BAE'nin Hafter'e sağladığı destek
Kekilli, Rusya'nın Libya krizine 2019'da müdahil olmasında da BAE'nin rolü olduğunu belirterek, ülkedeki Rus güvenlik şirketi Wagner'e bağlı savaşçıların maaşlarının, ayrıca Giryan'da ele geçirilen Fransız silahlarının ve Sıbrata ve Sırman'da ele geçirilen Ürdün silahlarının parasının BAE tarafından ödendiğini belirtti.Kekilli, "2014'ü takip eden yıllarda Hafter'in askeri bir milis lider statüsünden politik bir figüre dönüştürülmesinde de Avrupa ve ABD'deki BAE lobileri etkin bir rol oynadı" dedi.

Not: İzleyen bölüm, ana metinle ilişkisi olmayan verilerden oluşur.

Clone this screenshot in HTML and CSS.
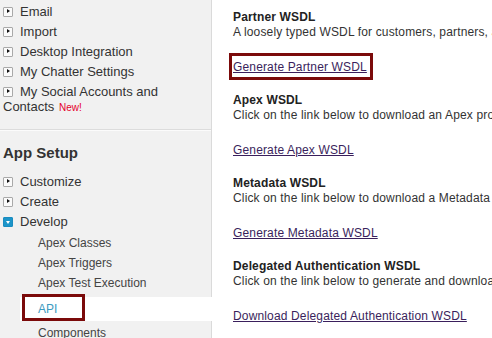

Kekilli, Hafter milislerinin aldığı askeri destek konusunda şunları söyledi:
"Hafter, 2014'ten beri aldığı bütün yenilgilerin ardından kendisine yönelik askeri desteğin artmasıyla, aldığı mağlubiyeti bir şekilde askeri kazanıma dönüştürebildi. Mesela, 2014 şubat ayındaki darbe girişimi başarısız oldu, mayısta daha güçlü bir darbe girişimi ile geldi. Dolayısıyla UMH güçlerinin operasyonlarına karşılık Hafter'e olan askeri desteğin de artacağını öngörmek güç değil. Nitekim geçtiğimiz haftalarda silah ve mühimmat yüklü bir Rus gemisi İskenderiye limanına yanaştı ve bu silahlar Mısır sınırı üzerinden Hafter'e nakledildi. Yine iki BAE kargo uçağının Bingazi'deki askeri havalimanına inerek Hafter'e silah ve mühimmat yardımı yaptığını görüyoruz. Ayrıca UMH'nin SİHA'ları etkin bir şekilde kullanmasına karşı Hafter'e ulaşan hava savunma sistemlerinin sayısının arttığı ve neredeyse bütün cephelerde bunları kullanmaya başladığını görüyoruz."
Kekilli, Uluslararası kamuoyunun Hafter'e olan siyasi desteği konusunda ise şöyle konuştu:
"Hafter'in kazanımlarının arttırması durumunda, İsrail ve BAE lobilerinin Hafter lehine Washington'da tesir oluşturabileceğini ve bunun yanında Hafter'in 4 Nisan'da yaptığı saldırılara BM'den ve Avrupa'dan tepki gelmemesini dikkate aldığımızda, zaten Hafter'in Trablus'a girişini kabullenmeye hazır bir uluslararası kamuoyu olduğunu görüyoruz. Dolayısıyla çatışmalar Hafter lehine sonuçlanırsa uluslararası kamuoyu bunu çok rahat tescil edecektir. Fakat UMH lehine sonuçlar vermeye başlarsa, uluslararası kamuoyu müzakere süreçleri talep etmeye başlayacak ve Hafter'in sahada kaybettiklerini masada kazanması için çaba sarf edecektir."